Tuesday, May 16, 2006

Guard on the Border

So sending the National Guard to the border will involve sending reservists there on their annual training rather than a regular mobilization? Will this really be awful as this article argues?

First of all let me say that I generally oppose the use of the Guard on the border. We have specially trained Border Patrol personnel for this job. If we have too few, pay for more.

On the other hand, leaving aside whether we should have spent the last five years increasing our civilian assets, as a temporary measure until we train and equip more border forces, I could live with it.

Second, annual training is not limited to fifteen days. I was on one for three weeks and I didn't have any choice on it. So we could still get two weeks of service with a week of travel time added on to annual training time.

Third, if the missions were related to the units' missions, this would still be good training. Engineering units could build walls, roads, bridges, and detention facilities; military police could guard detainees; helicopter units could ferry personnel and supplies; transportation units could do the same with trucks; cavalry and infantry units could patrol and report; signal units could set up communications; UAV units could observe the border; and so forth. And all after deploying perhaps thousands of miles. This is all good training.

Finally, I believe this is how we kept troops deployed in Honduras during the 1980s. If we managed to send reservists to Central America on their annual training to support our policies, why can't we send them to the US-Mexican border?

As I say, as a rule I oppose using the Guard for border protection if it is just illegal alien protection. This should be a civilian function. But if we are going to do it, the problems stated aren't necessarily real or insurmountable.

Of course, if the Guard really is going to be "deployed" to file paperwork, this is a horrible idea. Hire some temps for goodness sake, if that's the case.

UPDATE: This article clarifies the Guard role:

President Bush announced Monday that he will send 6,000 National Guard troops to the 2,000-mile U.S.-Mexico border, but said the troops will provide intelligence and surveillance support to U.S. Border Patrol agents and will not catch and detain illegal immigrants.

And then I get a really good WTF? feeling from this:

"If there is a real wave of rights abuses, if we see the National Guard starting to directly participate in detaining people ... we would immediately start filing lawsuits through our consulates," Foreign Secretary Luis Ernesto Derbez said in an interview with a Mexico City radio station.
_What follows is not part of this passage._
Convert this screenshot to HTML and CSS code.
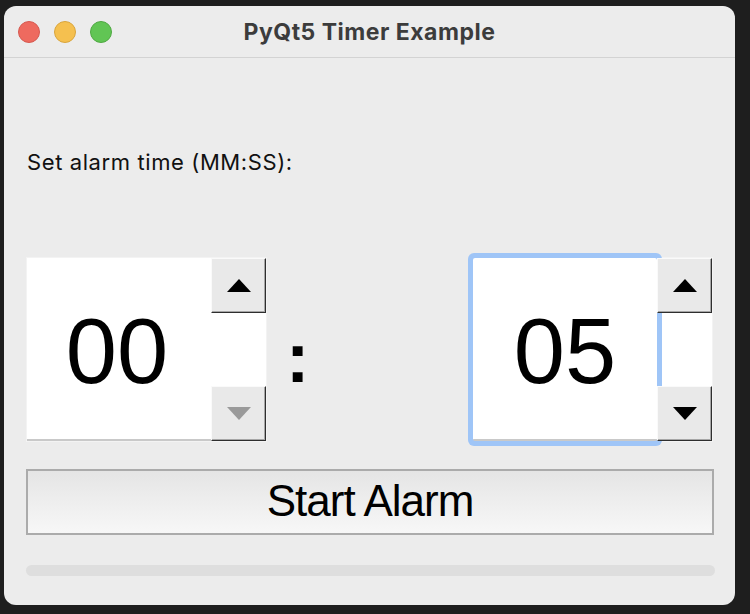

Are they effing kidding me? Is this a joke? File suit if we protect our border?

Look, I'm pretty pro-immigration. As long as it is accompanied by assimilation. America is defined by the idea of freedom and is not a racial/ethnic thing or one based on the land of ancestors. Americans-at-heart live all around the world. And many have come here and have joined us just as my grandparents came here. But I don't pine for the bogs of Ireland with some irredentist fury. St Patrick's Day is a day to wear green and drink beer without guilt. My Hungarian ancestry lives on by me calling my son a "kookoobacha" (which I believe means little crazy one, in an endearing sense).

On the whole and up until now, immigration has been good for us. We are stronger because of past immigration. Is it good now? And at the current rate? And under the current circumstances? Well, that's why we are debating.

But when officials of a foreign country start issuing threats to sue us if we enforce our border crossing laws, I am ready to support digging a moat on our southern border and seeding it with mines. What we decide to do with our border is our damn business.

Hey, would it be rude to suggest a member of the Kennedy family drive each and every illegal immigrant across the Rio Grande?

ANOTHER UPDATE: This interview with lieutenant general Steven Blum confirms that the bulk of the Guard force will be reservists on their usual annual training of 2 or 3 weeks led by a cadre of long-term headquarters that will coordinate the units moving into and out of the border:

Well, it would work in a combination of ways. There would be a duration force. There would be people there from the effected states, from the Joint Force Headquarters of the National Guard in California, Arizona, New Mexico and Texas that would be there for the duration and they would coordinate and plan and synchronize all the efforts of these National Guardsmen that would come in for shorter periods of time.

You wouldn’t be meeting a new commander every week and you wouldn’t be making a new relationship with the Border Patrol and the Immigration people.

What you would be is, for instance the heavy equipment operator, the bulldozer operator that’s building a barrier or a fence or a road, or an engineer. He or she may be there for two weeks to three weeks and then go back home so that it fits their normal National Guard model that they’re used to. They know every Guardsman is going to have to get together for training for anywhere between two and three weeks every year. We call this annual training. The employers of the civilian citizen soldiers and airmen expect it and so do their families and they plan for it.


I'm not sure how much 6,000 troops will help, but it won't hurt the border situation and it certainly won't undermine training and readiness. If anything, it will increase readiness because of the distances involved, the real world environment, the practical goals, and even the low chance of violence that will keep the reservists a little more on their toes.